Last week off the coast of Manzanillo Mexico, a group of Greenpeace activists protested against deep-sea mining, confronting a deep-sea mining ship returning to port from the Pacific.
James Hita (Ngāti Whatua) was there to protest and said “the metals company show sleek images of a futuristic mining ship [on its website] and seeing the big mining ship with plumes of smoke coming out the top was surreal.”
Hita sent a message to the ship of warning, protest and highlighting the solidarity and opposition to the deep sea mining from around the world.
The ship, the Hidden Gem mining vessel, replied politely with concern about the safety of the protesters, asking them for a wide berth.
Hita said he was motivated to get involved with the Mexico deep sea mining kaupapa even though it was not affecting Māori currently.
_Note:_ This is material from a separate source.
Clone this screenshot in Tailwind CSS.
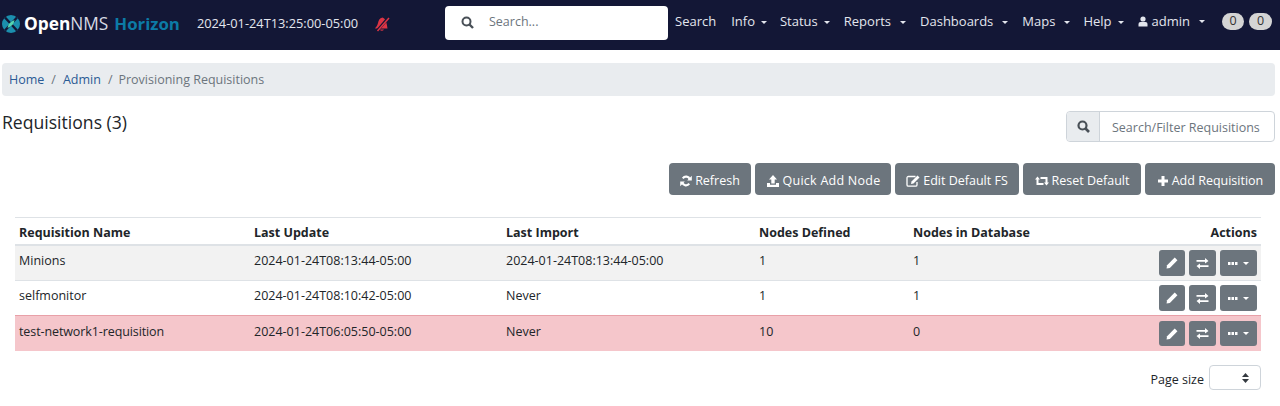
<!DOCTYPE html>
<html><head><meta charset="utf-8"><script src="https://cdn.jsdelivr.net/npm/@tailwindcss/browser@4"></script></head>
<body class="bg-white font-['Open_Sans',sans-serif] text-[12.5px] text-[#212529] h-[406px] overflow-hidden">
<nav class="h-[50px] bg-[#131736] flex items-center text-[#e3e6ee] text-[13px]">
  <div class="flex items-center w-[445px] shrink-0 h-full pb-[2px]">
    <svg class="ml-[2px] w-[18px] h-[18px] mr-[4px]" viewBox="0 0 18 18"><circle cx="9" cy="9" r="9" fill="#1b8fae"/><path d="M3 2.500L15 15.500M15 2.500L3 15.500" stroke="#131736" stroke-width="2.400"/><path d="M5.500 13Q6 7.500 12.500 5Q12 10.500 5.500 13Z" fill="#55d6b2"/></svg>
    <span class="text-[17.3px] leading-none text-white font-bold">Open<span class="font-normal text-[#d8dbe4]">NMS</span></span>
    <span class="text-[16.8px] leading-none font-bold text-[#0c7ba6] ml-[6px]">Horizon</span>
    <span class="ml-[17px] text-[12.8px] text-[#e3e6ee]">2024-01-24T13:25:00-05:00</span>
    <svg class="ml-[16px] w-[16px] h-[16px]" viewBox="0 0 16 16"><path d="M8.500 1.500C5.500 2 4.500 4.500 4 7C3.500 9.500 2 11 1 12.500H13.500C13 9 12.500 3 8.500 1.500Z" fill="#dc3545"/><path d="M5.500 13.500Q8 16 10 13.500Z" fill="#dc3545"/><path d="M15 1L3 15" stroke="#131736" stroke-width="2.800"/><path d="M15 2L3.500 15" stroke="#dc3545" stroke-width="1.500"/></svg>
  </div>
  <div class="w-[223px] h-[34px] bg-white rounded-[4px] flex items-center shrink-0 mt-[-5px]">
    <svg class="ml-[16px] w-[13px] h-[13px]" viewBox="0 0 13 13"><circle cx="5.500" cy="5.500" r="4" fill="none" stroke="#495057" stroke-width="2"/><path d="M8.500 8.500L12 12" stroke="#495057" stroke-width="2.400"/></svg>
    <span class="ml-[15px] text-[#6c757d] text-[12.5px]">Search...</span>
  </div>
  <div class="flex items-center ml-[7px] mt-[-7px] whitespace-nowrap">
    <span>Search</span>
    <span class="ml-[15px]">Info<span class="ml-[6px] inline-block align-middle border-x-[3px] border-t-[3px] border-x-transparent border-t-[#e3e6ee]"></span></span>
    <span class="ml-[13px]">Status<span class="ml-[6px] inline-block align-middle border-x-[3px] border-t-[3px] border-x-transparent border-t-[#e3e6ee]"></span></span>
    <span class="ml-[14px]">Reports<span class="ml-[9px] inline-block align-middle border-x-[3px] border-t-[3px] border-x-transparent border-t-[#e3e6ee]"></span></span>
    <span class="ml-[14px]">Dashboards<span class="ml-[9px] inline-block align-middle border-x-[3px] border-t-[3px] border-x-transparent border-t-[#e3e6ee]"></span></span>
    <span class="ml-[14px]">Maps<span class="ml-[9px] inline-block align-middle border-x-[3px] border-t-[3px] border-x-transparent border-t-[#e3e6ee]"></span></span>
    <span class="ml-[13px]">Help<span class="ml-[6px] inline-block align-middle border-x-[3px] border-t-[3px] border-x-transparent border-t-[#e3e6ee]"></span></span>
    <span class="ml-[14px] flex items-center"><svg class="w-[10px] h-[11px] mr-[4px]" viewBox="0 0 10 11"><circle cx="5" cy="3" r="2.600" fill="#e3e6ee"/><path d="M0.500 10.500V8Q0.500 6 2.500 6H7.500Q9.500 6 9.500 8V10.500Z" fill="#e3e6ee"/></svg>admin<span class="ml-[9px] inline-block align-middle border-x-[3px] border-t-[3px] border-x-transparent border-t-[#e3e6ee]"></span></span>
    <span class="ml-[17px] flex gap-[5px]"><span class="w-[22px] h-[17px] rounded-full bg-[#d4d4d4] text-[#333] text-[12.5px] flex items-center justify-center">0</span><span class="w-[23px] h-[17px] rounded-full bg-[#d4d4d4] text-[#333] text-[12.5px] flex items-center justify-center">0</span></span>
  </div>
</nav>
<div class="mt-[13px] ml-[2px] mr-[5px] h-[33px] bg-[#e9ecef] rounded-[4px] flex items-center px-[7px] text-[#6c757d] pt-[2px]">
  <span class="text-[#2a5a94]">Home</span><span class="mx-[7px]">/</span><span class="text-[#2a5a94]">Admin</span><span class="ml-[7px] mr-[6px]">/</span><span>Provisioning Requisitions</span>
</div>
<div class="flex justify-between items-start mt-[15px] pr-[5px] pl-[2px] h-[52px]">
  <h1 class="text-[17.6px] leading-[24px] mt-[-1px]">Requisitions (3)</h1>
  <div class="flex w-[209px] h-[31px] border border-[#ced4da] rounded-[4px] bg-white">
    <span class="w-[33px] bg-[#e9ecef] border-r border-[#ced4da] flex items-center justify-center rounded-l-[4px]"><svg class="w-[13px] h-[13px]" viewBox="0 0 13 13"><circle cx="5.500" cy="5.500" r="4" fill="none" stroke="#495057" stroke-width="2.200"/><path d="M8.500 8.500L12 12" stroke="#495057" stroke-width="2.600"/></svg></span>
    <span class="pl-[12px] pt-[3px] flex items-center text-[#6c757d]">Search/Filter Requisitions</span>
  </div>
</div>
<div class="flex justify-end gap-[4px] pr-[5px] h-[32px] text-white">
  <button class="w-[82px] h-[32px] pt-[4px] bg-[#6c757d] rounded-[4px] flex items-center justify-center gap-[3px]"><svg class="w-[12px] h-[12px]" viewBox="0 0 12 12"><path d="M9.800 4.300A4 4 0 0 0 2.800 3.300M2.200 7.700A4 4 0 0 0 9.200 8.700" fill="none" stroke="#fff" stroke-width="2.200"/><path d="M11.800 0.800V5.500H7.200ZM0.200 11.200V6.500H4.800Z" fill="#fff"/></svg>Refresh</button>
  <button class="w-[136px] h-[32px] pt-[4px] bg-[#6c757d] rounded-[4px] flex items-center justify-center gap-[3px]"><svg class="w-[14px] h-[12px]" viewBox="0 0 14 12"><path d="M7 0L11 4.500H8.700V8.500H5.300V4.500H3ZM1 8H4V9.700H10V8H13V12H1Z" fill="#fff"/></svg><span class="tracking-[0.25px]">Quick Add Node</span></button>
  <button class="w-[124px] h-[32px] pt-[4px] bg-[#6c757d] rounded-[4px] flex items-center justify-center gap-[3px]"><svg class="w-[14px] h-[12px]" viewBox="0 0 14 12"><path d="M9.500 1.500H2.500Q1 1.500 1 3V10Q1 11.200 2.500 11.200H9.500Q11 11.200 11 10V7" fill="none" stroke="#fff" stroke-width="1.300"/><path d="M11.500 0.500L13.500 2.500L7.500 8.500L5 9L5.500 6.500Z" fill="#fff"/></svg>Edit Default FS</button>
  <button class="w-[118px] h-[32px] pt-[4px] bg-[#6c757d] rounded-[4px] flex items-center justify-center gap-[3px]"><svg class="w-[14px] h-[12px]" viewBox="0 0 14 12"><path d="M2.500 4V9H8.500M11.500 8V3H5.500" fill="none" stroke="#fff" stroke-width="2"/><path d="M0 4.500H5L2.500 1.500ZM9 7.500H14L11.500 10.500Z" fill="#fff"/></svg>Reset Default</button>
  <button class="w-[130px] h-[32px] pt-[4px] bg-[#6c757d] rounded-[4px] flex items-center justify-center gap-[3px]"><svg class="w-[12px] h-[12px]" viewBox="0 0 12 12"><path d="M4.500 1H7.500V4.500H11V7.500H7.500V11H4.500V7.500H1V4.500H4.500Z" fill="#fff"/></svg>Add Requisition</button>
</div>
<div class="ml-[15px] mr-[19px] mt-[22px] border-t border-[#dee2e6] leading-[17px]">
  <div class="grid grid-cols-[235px_252px_253px_154px_1fr_auto] h-[28px] items-center pl-[4px] pr-[4px] pt-[3px] font-bold border-b-2 border-[#dee2e6]">
    <span>Requisition Name</span><span>Last Update</span><span>Last Import</span><span>Nodes Defined</span><span>Nodes in Database</span><span>Actions</span>
  </div>
  <div class="grid grid-cols-[235px_252px_253px_154px_1fr_auto] h-[35px] items-start pt-[6px] pl-[4px] pr-[4px] bg-[#f2f2f2] border-b border-[#dee2e6]">
    <span>Minions</span><span>2024-01-24T08:13:44-05:00</span><span>2024-01-24T08:13:44-05:00</span><span>1</span><span>1</span>
    <div class="flex gap-[4px] mt-[-2px]">
      <button class="w-[26px] h-[26px] bg-[#6c757d] rounded-[3px] flex items-center justify-center"><svg class="w-[12px] h-[12px]" viewBox="0 0 11 11"><path d="M8 0.500L10.500 3L3.500 10L0.500 10.500L1 7.500Z" fill="#fff"/></svg></button>
      <button class="w-[27px] h-[26px] bg-[#6c757d] rounded-[3px] flex items-center justify-center"><svg class="w-[13px] h-[11px]" viewBox="0 0 13 11"><path d="M0.500 2H9V0L12.500 3L9 5.500V3.800H0.500ZM12.500 7.300H4V5.500L0.500 8L4 11V9.100H12.500Z" fill="#fff"/></svg></button>
      <button class="w-[37px] h-[26px] bg-[#6c757d] rounded-[3px] flex items-center justify-center gap-[5px]"><svg class="w-[10px] h-[3px]" viewBox="0 0 10 3"><rect width="2.500" height="3" fill="#fff"/><rect x="3.500" width="2.500" height="3" fill="#fff"/><rect x="7" width="2.500" height="3" fill="#fff"/></svg><span class="border-x-[3.500px] border-t-[3.500px] border-x-transparent border-t-white"></span></button>
    </div>
  </div>
  <div class="grid grid-cols-[235px_252px_253px_154px_1fr_auto] h-[35px] items-start pt-[6px] pl-[4px] pr-[4px] border-b border-[#e8a0a8]">
    <span>selfmonitor</span><span>2024-01-24T08:10:42-05:00</span><span>Never</span><span>1</span><span>1</span>
    <div class="flex gap-[4px] mt-[-2px]">
      <button class="w-[26px] h-[26px] bg-[#6c757d] rounded-[3px] flex items-center justify-center"><svg class="w-[12px] h-[12px]" viewBox="0 0 11 11"><path d="M8 0.500L10.500 3L3.500 10L0.500 10.500L1 7.500Z" fill="#fff"/></svg></button>
      <button class="w-[27px] h-[26px] bg-[#6c757d] rounded-[3px] flex items-center justify-center"><svg class="w-[13px] h-[11px]" viewBox="0 0 13 11"><path d="M0.500 2H9V0L12.500 3L9 5.500V3.800H0.500ZM12.500 7.300H4V5.500L0.500 8L4 11V9.100H12.500Z" fill="#fff"/></svg></button>
      <button class="w-[37px] h-[26px] bg-[#6c757d] rounded-[3px] flex items-center justify-center gap-[5px]"><svg class="w-[10px] h-[3px]" viewBox="0 0 10 3"><rect width="2.500" height="3" fill="#fff"/><rect x="3.500" width="2.500" height="3" fill="#fff"/><rect x="7" width="2.500" height="3" fill="#fff"/></svg><span class="border-x-[3.500px] border-t-[3.500px] border-x-transparent border-t-white"></span></button>
    </div>
  </div>
  <div class="grid grid-cols-[235px_252px_253px_154px_1fr_auto] h-[35px] items-start pt-[7px] pl-[4px] pr-[4px] bg-[#f5c6cb]">
    <span class="tracking-[-0.1px]">test-network1-requisition</span><span>2024-01-24T06:05:50-05:00</span><span>Never</span><span>10</span><span>0</span>
    <div class="flex gap-[4px] mt-[-2px]">
      <button class="w-[26px] h-[25px] bg-[#6c757d] rounded-[3px] flex items-center justify-center"><svg class="w-[12px] h-[12px]" viewBox="0 0 11 11"><path d="M8 0.500L10.500 3L3.500 10L0.500 10.500L1 7.500Z" fill="#fff"/></svg></button>
      <button class="w-[27px] h-[25px] bg-[#6c757d] rounded-[3px] flex items-center justify-center"><svg class="w-[13px] h-[11px]" viewBox="0 0 13 11"><path d="M0.500 2H9V0L12.500 3L9 5.500V3.800H0.500ZM12.500 7.300H4V5.500L0.500 8L4 11V9.100H12.500Z" fill="#fff"/></svg></button>
      <button class="w-[37px] h-[25px] bg-[#6c757d] rounded-[3px] flex items-center justify-center gap-[5px]"><svg class="w-[10px] h-[3px]" viewBox="0 0 10 3"><rect width="2.500" height="3" fill="#fff"/><rect x="3.500" width="2.500" height="3" fill="#fff"/><rect x="7" width="2.500" height="3" fill="#fff"/></svg><span class="border-x-[3.500px] border-t-[3.500px] border-x-transparent border-t-white"></span></button>
    </div>
  </div>
</div>
<div class="flex justify-end items-center pr-[19px] mt-[14px] gap-[5px]">
  <span class="pt-[6px]">Page size</span>
  <div class="w-[52px] h-[25px] border border-[#ced4da] rounded-[4px] flex items-center justify-end pr-[11px]"><svg class="w-[7px] h-[10px]" viewBox="0 0 7 10"><path d="M3.500 0L7 4H0ZM3.500 10L0 6H7Z" fill="#343a40"/></svg></div>
</div>
</body></html>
He said it might affect Māori in the future.
‘You can’t go fix those mistakes’
“Deep-sea mining threatens the future of the ocean and therefore threatens the future of the planet and risks putting the climate crisis in a far worse position than it already is.”
Hita said this was one of the first times that Greenpeace had confronted a mining ship and the mining industry.
“The threat that deep sea mining and sea bed mining pose is material harm to the ocean and harm that can’t be mitigated. You can’t just plant a tree, you can’t go and fix those mistakes, so stopping it before it begins is key to protecting the oceans.”